Small Changes I Would Make to Spanish Orthography

This would be within the context of the above anti-prescriptivism section. This wouldn't be prescribing any way of speaking or writing, it's just a couple of things I would like to see more commonly accepted.

Alternatives to Ü

E.g. pingüino -> pinghuino/pingwino. Not that I have anything against ü, but sometimes it can be hard to type and it shows up in the very specific instance of "gue" and "gui" where the u isn't silent. Whether you consider it its own letter or just u with a diacritic, it's a whole element of the writing system that barely gets used. I think either "hu" or "w" could work because they are used (as far as i can tell) exclusively to represent the sound /w/, either syllable-initially or in loanwords.

Avoiding non-phonemic double vowels

In all honestly I have only one example for this sort of thing. Alcohol -> Alcol. Since with other words such as "leer" and "Sahara" double vowels imply having a pause in between both vowel sounds, it's a bit counterintuitive when a word where those vowel sounds have merged into a single sound but it's still spelled with two of the letter.

Just generally be more willing to respell loanwords

E.g. hámster -> jámster, líving -> livin. For this one I really want to emphasize that there's nothing wrong with some words not following spelling rules completely, especially when it's a proper noun, but it is also nice to be able to tell a word's pronounciation just from its spelling. It's not too much of a problem yet, because older loans have already had respelled versions become commonly used (e.g. football -> fútbol) and newer non-respelled loans are mostly limited to tech stuff. This isn't just a thing with loans, as shown by my whole section about 'alcohol' being weird. And to clarify this shouldn't be some forced thing where RAE decides "the respelled form is the correct one" (this is a 'que la RAE se vaya a la mierda' webpage), but rather something people get more comfortable with doing just cause. Maybe in more structured formal writing, you could have the original spelling for a thing but have the phonemicized version on top like furigana. If people aren't used to seeing "Waifay/Huaifay" or "Maus" or "Estrimin" then those might look kinda silly so they might not wanna use them and that's okay, but like, keep an open mind to it yknow? Especially the furigana thing.

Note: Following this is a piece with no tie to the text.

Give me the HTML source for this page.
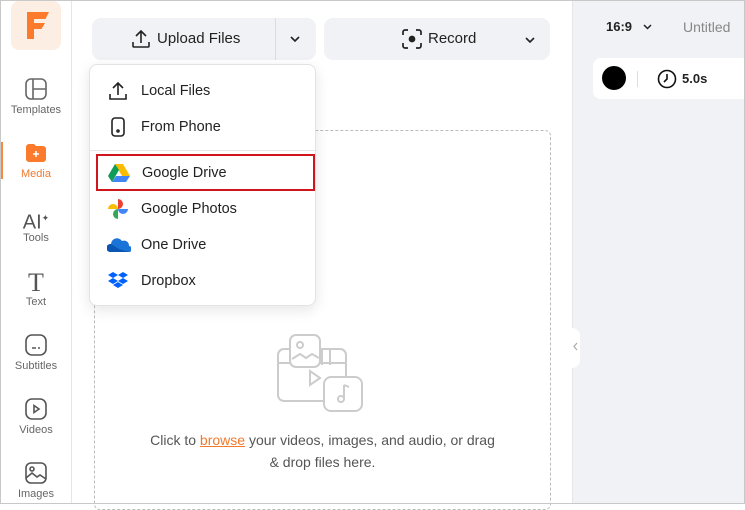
<!DOCTYPE html>
<html><head><meta charset="utf-8"><style>
*{box-sizing:border-box;margin:0;padding:0}
body{width:745px;height:504px;overflow:hidden;font-family:"Liberation Sans",sans-serif;background:#fff;position:relative;color:#222}
.frame{position:absolute;inset:0;border:1px solid #c8c8c8;pointer-events:none;z-index:10}
.side{position:absolute;left:0;top:0;width:72px;height:504px;border-right:1px solid #e6e6e8;background:#fff}
.logo{position:absolute;left:11px;top:1px;width:50px;height:49px;background:#fdeee3;border-radius:8px}
.nav{position:absolute;left:0;width:72px;text-align:center;font-size:11px;color:#666}
.nav svg{display:block;margin:0 auto 3px}
.right{position:absolute;left:572px;top:0;width:173px;height:504px;background:#f1f2f5}
.btn{position:absolute;background:#f1f2f5;border-radius:9px;height:42px;top:18px;font-size:15px;color:#222}
.menu{position:absolute;left:89px;top:64px;width:227px;height:242px;background:#fff;border:1px solid #e3e3e6;border-radius:8px;box-shadow:0 4px 14px rgba(0,0,0,.1);z-index:5}
.it{position:absolute;left:0;width:225px;height:36px;font-size:14.5px;color:#222}
.it span{position:absolute;left:51px;top:10px}
.it svg{position:absolute;left:17px;top:7px}
.drop{position:absolute;left:94px;top:130px;width:457px;height:380px;border:1px dashed #bbb;border-radius:6px}
.chev{position:absolute}
</style></head><body>
<div class="side">
 <div class="logo"><svg width="50" height="49" viewBox="0 0 50 49"><path d="M16 11h22l-3.5 7H23v4h11l-3.5 6H23v10h-7z" fill="#fb7a2b"/></svg></div>
 <div style="position:absolute;left:0;top:142px;width:3px;height:37px;background:#f28a42"></div>
 <div class="nav" style="top:77px"><svg width="24" height="24" viewBox="0 0 24 24" fill="none" stroke="#666" stroke-width="1.6"><rect x="2" y="2" width="20" height="20" rx="5"/><path d="M9 2v20M9 12h13"/></svg>Templates</div>
 <div class="nav" style="top:141px;color:#f07a2e"><svg width="24" height="24" viewBox="0 0 24 24"><path d="M2 6a3 3 0 0 1 3-3h5l2 2h7a3 3 0 0 1 3 3v10a3 3 0 0 1-3 3H5a3 3 0 0 1-3-3z" fill="#fb7a2b"/><path d="M12 10v6M9 13h6" stroke="#fff" stroke-width="1.6"/></svg>Media</div>
 <div class="nav" style="top:205px"><div style="font-size:20px;color:#555;height:27px;line-height:27px">AI<sup style="font-size:9px">✦</sup></div>Tools</div>
 <div class="nav" style="top:269px"><div style="font-family:'Liberation Serif',serif;font-size:26px;color:#555;height:27px;line-height:27px">T</div>Text</div>
 <div class="nav" style="top:333px"><svg width="24" height="24" viewBox="0 0 24 24" fill="none" stroke="#555" stroke-width="1.6"><rect x="2" y="2" width="20" height="20" rx="6"/><path d="M8 15h4M14 15h2"/></svg>Subtitles</div>
 <div class="nav" style="top:397px"><svg width="24" height="24" viewBox="0 0 24 24" fill="none" stroke="#555" stroke-width="1.6"><rect x="2" y="2" width="20" height="20" rx="6"/><path d="M10 8.5v7l5-3.5z"/></svg>Videos</div>
 <div class="nav" style="top:461px"><svg width="24" height="24" viewBox="0 0 24 24" fill="none" stroke="#555" stroke-width="1.6"><rect x="2" y="2" width="20" height="20" rx="5"/><circle cx="8" cy="8" r="2"/><path d="M2 17l6-5 5 4 3-2 6 4"/></svg>Images</div>
</div>
<div class="btn" style="left:92px;width:224px">
 <svg style="position:absolute;left:39px;top:11px" width="20" height="20" viewBox="0 0 20 20" fill="none" stroke="#222" stroke-width="1.6"><path d="M10 14V2M5 7l5-5 5 5M2 13v4a1 1 0 0 0 1 1h14a1 1 0 0 0 1-1v-4"/></svg>
 <span style="position:absolute;left:65px;top:12px">Upload Files</span>
 <div style="position:absolute;left:183px;top:0;width:1px;height:42px;background:#dcdce0"></div>
 <svg class="chev" style="left:198px;top:18px" width="10" height="6" viewBox="0 0 10 6" fill="none" stroke="#222" stroke-width="1.6"><path d="M1 1l4 4 4-4"/></svg>
</div>
<div class="btn" style="left:324px;width:226px">
 <svg style="position:absolute;left:77px;top:10px" width="22" height="22" viewBox="0 0 22 22" fill="none" stroke="#222" stroke-width="1.7"><path d="M2 7V4a2 2 0 0 1 2-2h3M15 2h3a2 2 0 0 1 2 2v3M20 15v3a2 2 0 0 1-2 2h-3M7 20H4a2 2 0 0 1-2-2v-3"/><circle cx="11" cy="11" r="2.5" fill="#222"/></svg>
 <span style="position:absolute;left:104px;top:12px">Record</span>
 <svg class="chev" style="left:201px;top:19px" width="10" height="6" viewBox="0 0 10 6" fill="none" stroke="#222" stroke-width="1.6"><path d="M1 1l4 4 4-4"/></svg>
</div>
<div class="drop"></div>
<svg style="position:absolute;left:276px;top:333px" width="90" height="80" viewBox="0 0 90 80" fill="none" stroke="#ccc" stroke-width="2"><rect x="2" y="16" width="68" height="52" rx="6"/><rect x="14" y="2" width="30" height="32" rx="6" fill="#fff"/><circle cx="24" cy="12" r="3"/><path d="M16 26l8-5 6 4 6-4 7 4"/><path d="M46 16v16M54 16v16M2 30h12M44 30h26"/><path d="M34 38v14l10-7z"/><rect x="48" y="44" width="38" height="34" rx="7" fill="#fff"/><path d="M68 52v14M68 52l5 2"/><circle cx="65" cy="66" r="3"/></svg>
<div style="position:absolute;left:94px;top:429px;width:457px;text-align:center;font-size:14px;line-height:22px;color:#555">Click to <span style="color:#f07a2e;text-decoration:underline">browse</span> your videos, images, and audio, or drag<br>&amp; drop files here.</div>
<div class="menu">
 <div class="it" style="top:8px"><svg width="22" height="22" viewBox="0 0 22 22" fill="none" stroke="#222" stroke-width="1.6"><path d="M11 15V3M6 8l5-5 5 5M3 14v5h16v-5"/></svg><span>Local Files</span></div>
 <div class="it" style="top:44px"><svg width="22" height="22" viewBox="0 0 22 22" fill="none" stroke="#222" stroke-width="1.6"><rect x="5" y="2" width="12" height="18" rx="3"/><circle cx="11" cy="15" r="1"/></svg><span>From Phone</span></div>
 <div style="position:absolute;left:0;top:85px;width:225px;height:1px;background:#e8e8e8"></div>
 <div class="it" style="top:89px;left:6px;width:219px;height:37px;border:2px solid #d0161c"><svg style="left:10px" width="22" height="20" viewBox="0 0 22 20"><path d="M7 1h8l7 12h-8z" fill="#fbbc04"/><path d="M7 1l-7 12 4 6 7-12z" fill="#0f9d58"/><path d="M4 19h14l4-6H8z" fill="#4285f4"/></svg><span style="left:44px;top:9px">Google Drive</span></div>
 <div class="it" style="top:126px"><svg width="22" height="22" viewBox="0 0 22 22"><path d="M11 1a5 5 0 0 1 0 10z" fill="#ea4335"/><path d="M21 11a5 5 0 0 1-10 0z" fill="#4285f4"/><path d="M11 21a5 5 0 0 1 0-10z" fill="#34a853"/><path d="M1 11a5 5 0 0 1 10 0z" fill="#fbbc04"/></svg><span>Google Photos</span></div>
 <div class="it" style="top:162px"><svg width="24" height="22" viewBox="0 0 24 22"><path d="M3 18a4 4 0 0 1 1-8 6 6 0 0 1 11-3 5 5 0 0 1 7 5 3 3 0 0 1 0 6z" fill="#1a73d6"/><path d="M3 18a4 4 0 0 1 1-8l8 5 10 3z" fill="#0a56b5"/></svg><span>One Drive</span></div>
 <div class="it" style="top:198px"><svg width="22" height="22" viewBox="0 0 22 22" fill="#0061fe"><path d="M6 2l5 3-5 3-5-3zM16 2l5 3-5 3-5-3zM1 11l5-3 5 3-5 3zM11 11l5-3 5 3-5 3zM6 15l5-3 5 3-5 3z"/></svg><span>Dropbox</span></div>
</div>
<div class="right">
 <div style="position:absolute;left:0;top:0;width:1px;height:504px;background:#e6e6e8"></div>
 <div style="position:absolute;left:-4px;top:328px;width:12px;height:40px;background:#fff;border-radius:0 8px 8px 0"></div>
 <svg style="position:absolute;left:1px;top:342px" width="5" height="9" viewBox="0 0 5 9" fill="none" stroke="#aaa" stroke-width="1.2"><path d="M4 1L1 4.5 4 8"/></svg>
 <span style="position:absolute;left:34px;top:19px;font-size:13px;font-weight:bold;color:#222">16:9</span>
 <svg style="position:absolute;left:71px;top:24px" width="9" height="6" viewBox="0 0 9 6" fill="none" stroke="#222" stroke-width="1.5"><path d="M1 1l3.5 3.5L8 1"/></svg>
 <span style="position:absolute;left:111px;top:19px;font-size:14px;color:#888">Untitled</span>
 <div style="position:absolute;left:21px;top:58px;width:160px;height:41px;background:#fff;border-radius:8px">
  <div style="position:absolute;left:9px;top:8px;width:24px;height:24px;border-radius:50%;background:#000"></div>
  <div style="position:absolute;left:44px;top:13px;width:1px;height:16px;background:#ddd"></div>
  <svg style="position:absolute;left:64px;top:11px" width="20" height="20" viewBox="0 0 20 20" fill="none" stroke="#111" stroke-width="1.6"><circle cx="10" cy="10" r="8.5"/><path d="M10 5v5l-3 3"/></svg>
  <span style="position:absolute;left:89px;top:13px;font-size:13px;font-weight:bold">5.0s</span>
 </div>
</div>
<div class="frame"></div>
</body></html>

Pronounciation guides for nonstandard spellings

At least for like, the first time it's mentioned in a text. Of course pronounciations for these can vary, but that's okay because whoever's writing something can choose to either do it how they pronounce it, do it however they think the most common pronounciation is, or just not include a guide if they think there's too many alternatives and they don't want to claim one is the most correct. You could do this with parentheses next to the original spelling, e.g. Arkansas (Árkinso), but the difficult and therefore fun way to do it is with furigana/ruby text.